For the most part, we want to use fabrics that can be laundered regularly and often during the course of the run. Between the choreography, physical comedy, quick changes, and heat from the lights, the costumes go through a lot of trauma during the course of the show. It is important that the clothes can be washed and dried quickly on site, especially on two-show days. In some cases, the actors actually have under layers on, or “skins” that absorb some of the perspiration and abrasion allowing them to be maintained more successfully. These types of fabrics — cotton blends, knits, stretch fabrics — also tend to be fabrics that allow the actors to move and dance more successfully.

For a show with this much physical comedy, it is good to stay away from any delicate fabrics. Chiffons, netting fabrics and laces, especially made from silk, would most likely get damaged very quickly. They also present cleaning issues which are impractical for this production.

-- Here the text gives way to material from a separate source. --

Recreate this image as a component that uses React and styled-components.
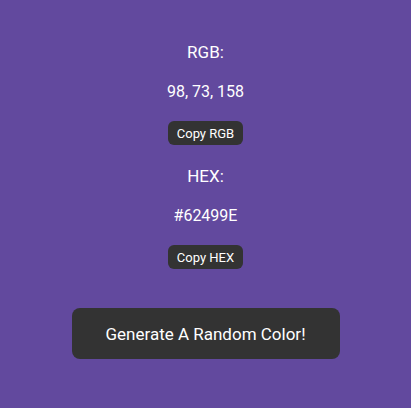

In cases where we were not able to use those types of fabrics, we had to pay extra attention during the costume fitting. Rachel’s wedding dress is a great example of this. Wedding dresses aren’t typically designed for people to crawl over couches and jump over tables with, so we had to take some extra steps to ensure that Patricia Sabulis (Rachel) could accomplish all of those things.  Not only is the train of the dress bustled in a creative way, but the dress itself [also] has extra stretch panels in it to allow Patricia to successful do her choreography. As far as maintenance goes, our wardrobe head, Nilton Emilo, does a fantastic job of checking on it after every show to make sure it is holding up and looking great.

As far as lighting is concerned, you typically like to avoid true white. That color tends to glow on stage and pull focus. The white garments you see on stage are actually “teched” down slightly to prevent that distracting glow. And for the overall palette of the show, you have to collaborate with the lighting designer and the scenic designer to make sure nothing clashes or gets muddy. Working with color has to be a completely collaborative process.